→ **What you are asked to do**: Write the data out again exactly, with no pictures.

→ **Supplied material**:

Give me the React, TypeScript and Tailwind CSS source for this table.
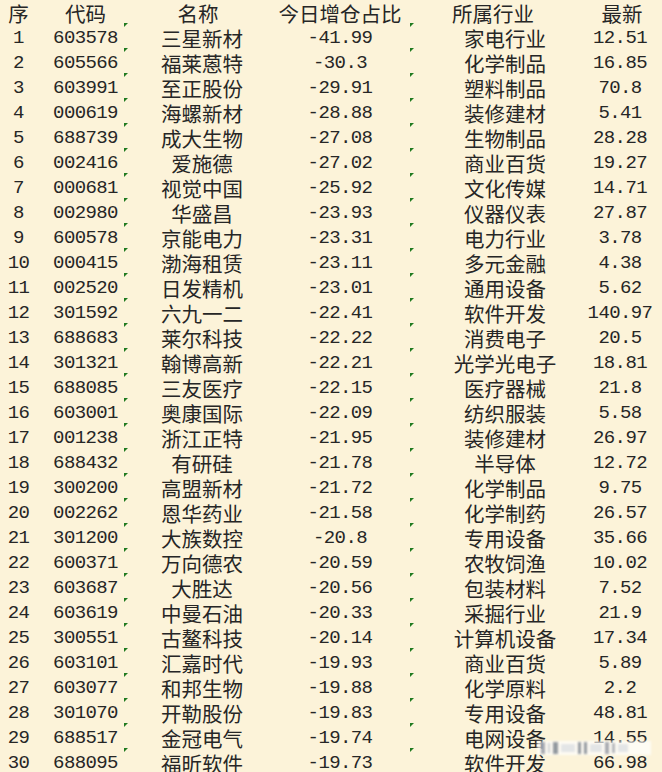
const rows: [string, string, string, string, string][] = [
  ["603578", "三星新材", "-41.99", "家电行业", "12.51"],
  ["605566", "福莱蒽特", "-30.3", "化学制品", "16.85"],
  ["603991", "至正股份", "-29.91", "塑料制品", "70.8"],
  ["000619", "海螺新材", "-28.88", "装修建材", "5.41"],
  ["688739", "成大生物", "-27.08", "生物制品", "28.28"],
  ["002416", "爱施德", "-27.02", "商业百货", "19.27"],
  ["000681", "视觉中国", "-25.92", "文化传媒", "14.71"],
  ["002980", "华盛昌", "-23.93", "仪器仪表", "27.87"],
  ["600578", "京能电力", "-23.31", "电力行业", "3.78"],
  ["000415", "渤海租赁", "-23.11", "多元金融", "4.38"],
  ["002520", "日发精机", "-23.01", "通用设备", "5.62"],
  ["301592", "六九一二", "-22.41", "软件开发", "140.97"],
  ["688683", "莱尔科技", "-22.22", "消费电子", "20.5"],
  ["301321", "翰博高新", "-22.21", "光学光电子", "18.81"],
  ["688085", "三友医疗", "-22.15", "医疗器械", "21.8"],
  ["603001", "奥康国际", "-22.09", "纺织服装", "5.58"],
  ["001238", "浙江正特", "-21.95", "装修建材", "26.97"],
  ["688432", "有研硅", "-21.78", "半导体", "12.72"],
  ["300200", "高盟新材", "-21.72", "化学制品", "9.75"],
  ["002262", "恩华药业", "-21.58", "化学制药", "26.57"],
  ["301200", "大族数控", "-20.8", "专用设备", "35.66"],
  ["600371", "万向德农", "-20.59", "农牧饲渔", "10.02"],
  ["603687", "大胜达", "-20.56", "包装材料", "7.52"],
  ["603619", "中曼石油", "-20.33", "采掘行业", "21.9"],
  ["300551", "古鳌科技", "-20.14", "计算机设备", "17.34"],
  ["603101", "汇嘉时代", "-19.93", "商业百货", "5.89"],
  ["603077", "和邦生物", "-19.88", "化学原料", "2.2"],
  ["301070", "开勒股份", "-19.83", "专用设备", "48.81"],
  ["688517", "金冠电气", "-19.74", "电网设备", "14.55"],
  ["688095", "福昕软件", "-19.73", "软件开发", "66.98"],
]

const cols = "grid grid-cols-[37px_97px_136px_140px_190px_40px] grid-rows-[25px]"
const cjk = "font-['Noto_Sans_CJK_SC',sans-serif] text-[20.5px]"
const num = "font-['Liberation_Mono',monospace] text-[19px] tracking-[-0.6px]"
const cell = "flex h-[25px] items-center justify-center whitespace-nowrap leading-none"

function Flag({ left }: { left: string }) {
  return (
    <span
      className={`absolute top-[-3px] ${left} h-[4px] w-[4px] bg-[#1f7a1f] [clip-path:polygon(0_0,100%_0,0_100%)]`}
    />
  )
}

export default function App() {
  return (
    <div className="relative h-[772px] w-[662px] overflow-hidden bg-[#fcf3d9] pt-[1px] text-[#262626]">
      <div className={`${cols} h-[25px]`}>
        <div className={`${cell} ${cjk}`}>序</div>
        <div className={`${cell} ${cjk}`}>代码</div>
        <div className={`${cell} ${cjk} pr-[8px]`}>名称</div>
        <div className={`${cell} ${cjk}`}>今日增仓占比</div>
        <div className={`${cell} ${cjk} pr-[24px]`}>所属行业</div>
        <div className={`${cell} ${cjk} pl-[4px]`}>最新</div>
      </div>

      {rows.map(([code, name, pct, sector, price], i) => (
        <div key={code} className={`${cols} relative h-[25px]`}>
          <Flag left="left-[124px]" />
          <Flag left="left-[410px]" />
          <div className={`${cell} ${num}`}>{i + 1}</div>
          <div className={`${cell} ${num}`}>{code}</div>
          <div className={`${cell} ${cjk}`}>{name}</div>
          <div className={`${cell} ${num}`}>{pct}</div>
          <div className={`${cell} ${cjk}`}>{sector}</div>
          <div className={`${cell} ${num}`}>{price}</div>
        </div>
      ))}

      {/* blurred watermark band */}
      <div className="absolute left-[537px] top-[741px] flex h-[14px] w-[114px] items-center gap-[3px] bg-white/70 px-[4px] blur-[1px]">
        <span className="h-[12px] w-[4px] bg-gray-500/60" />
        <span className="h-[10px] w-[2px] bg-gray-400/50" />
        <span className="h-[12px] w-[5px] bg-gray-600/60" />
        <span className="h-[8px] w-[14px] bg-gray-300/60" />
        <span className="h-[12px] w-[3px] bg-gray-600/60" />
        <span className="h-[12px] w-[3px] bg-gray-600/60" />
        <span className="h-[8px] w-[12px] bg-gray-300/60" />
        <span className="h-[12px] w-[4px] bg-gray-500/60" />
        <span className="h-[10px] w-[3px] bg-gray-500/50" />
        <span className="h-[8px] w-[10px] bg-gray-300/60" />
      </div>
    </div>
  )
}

→ **The solution**:
Give me the React, TypeScript and Tailwind CSS source for this table.
const rows: [string, string, string, string, string][] = [
  ["603578", "三星新材", "-41.99", "家电行业", "12.51"],
  ["605566", "福莱蒽特", "-30.3", "化学制品", "16.85"],
  ["603991", "至正股份", "-29.91", "塑料制品", "70.8"],
  ["000619", "海螺新材", "-28.88", "装修建材", "5.41"],
  ["688739", "成大生物", "-27.08", "生物制品", "28.28"],
  ["002416", "爱施德", "-27.02", "商业百货", "19.27"],
  ["000681", "视觉中国", "-25.92", "文化传媒", "14.71"],
  ["002980", "华盛昌", "-23.93", "仪器仪表", "27.87"],
  ["600578", "京能电力", "-23.31", "电力行业", "3.78"],
  ["000415", "渤海租赁", "-23.11", "多元金融", "4.38"],
  ["002520", "日发精机", "-23.01", "通用设备", "5.62"],
  ["301592", "六九一二", "-22.41", "软件开发", "140.97"],
  ["688683", "莱尔科技", "-22.22", "消费电子", "20.5"],
  ["301321", "翰博高新", "-22.21", "光学光电子", "18.81"],
  ["688085", "三友医疗", "-22.15", "医疗器械", "21.8"],
  ["603001", "奥康国际", "-22.09", "纺织服装", "5.58"],
  ["001238", "浙江正特", "-21.95", "装修建材", "26.97"],
  ["688432", "有研硅", "-21.78", "半导体", "12.72"],
  ["300200", "高盟新材", "-21.72", "化学制品", "9.75"],
  ["002262", "恩华药业", "-21.58", "化学制药", "26.57"],
  ["301200", "大族数控", "-20.8", "专用设备", "35.66"],
  ["600371", "万向德农", "-20.59", "农牧饲渔", "10.02"],
  ["603687", "大胜达", "-20.56", "包装材料", "7.52"],
  ["603619", "中曼石油", "-20.33", "采掘行业", "21.9"],
  ["300551", "古鳌科技", "-20.14", "计算机设备", "17.34"],
  ["603101", "汇嘉时代", "-19.93", "商业百货", "5.89"],
  ["603077", "和邦生物", "-19.88", "化学原料", "2.2"],
  ["301070", "开勒股份", "-19.83", "专用设备", "48.81"],
  ["688517", "金冠电气", "-19.74", "电网设备", "14.55"],
  ["688095", "福昕软件", "-19.73", "软件开发", "66.98"],
]

const cols = "grid grid-cols-[37px_97px_136px_140px_190px_40px] grid-rows-[25px]"
const cjk = "font-['Noto_Sans_CJK_SC',sans-serif] text-[20.5px]"
const num = "font-['Liberation_Mono',monospace] text-[19px] tracking-[-0.6px]"
const cell = "flex h-[25px] items-center justify-center whitespace-nowrap leading-none"

function Flag({ left }: { left: string }) {
  return (
    <span
      className={`absolute top-[-3px] ${left} h-[4px] w-[4px] bg-[#1f7a1f] [clip-path:polygon(0_0,100%_0,0_100%)]`}
    />
  )
}

export default function App() {
  return (
    <div className="relative h-[772px] w-[662px] overflow-hidden bg-[#fcf3d9] pt-[1px] text-[#262626]">
      <div className={`${cols} h-[25px]`}>
        <div className={`${cell} ${cjk}`}>序</div>
        <div className={`${cell} ${cjk}`}>代码</div>
        <div className={`${cell} ${cjk} pr-[8px]`}>名称</div>
        <div className={`${cell} ${cjk}`}>今日增仓占比</div>
        <div className={`${cell} ${cjk} pr-[24px]`}>所属行业</div>
        <div className={`${cell} ${cjk} pl-[4px]`}>最新</div>
      </div>

      {rows.map(([code, name, pct, sector, price], i) => (
        <div key={code} className={`${cols} relative h-[25px]`}>
          <Flag left="left-[124px]" />
          <Flag left="left-[410px]" />
          <div className={`${cell} ${num}`}>{i + 1}</div>
          <div className={`${cell} ${num}`}>{code}</div>
          <div className={`${cell} ${cjk}`}>{name}</div>
          <div className={`${cell} ${num}`}>{pct}</div>
          <div className={`${cell} ${cjk}`}>{sector}</div>
          <div className={`${cell} ${num}`}>{price}</div>
        </div>
      ))}

      {/* blurred watermark band */}
      <div className="absolute left-[537px] top-[741px] flex h-[14px] w-[114px] items-center gap-[3px] bg-white/70 px-[4px] blur-[1px]">
        <span className="h-[12px] w-[4px] bg-gray-500/60" />
        <span className="h-[10px] w-[2px] bg-gray-400/50" />
        <span className="h-[12px] w-[5px] bg-gray-600/60" />
        <span className="h-[8px] w-[14px] bg-gray-300/60" />
        <span className="h-[12px] w-[3px] bg-gray-600/60" />
        <span className="h-[12px] w-[3px] bg-gray-600/60" />
        <span className="h-[8px] w-[12px] bg-gray-300/60" />
        <span className="h-[12px] w-[4px] bg-gray-500/60" />
        <span className="h-[10px] w-[3px] bg-gray-500/50" />
        <span className="h-[8px] w-[10px] bg-gray-300/60" />
      </div>
    </div>
  )
}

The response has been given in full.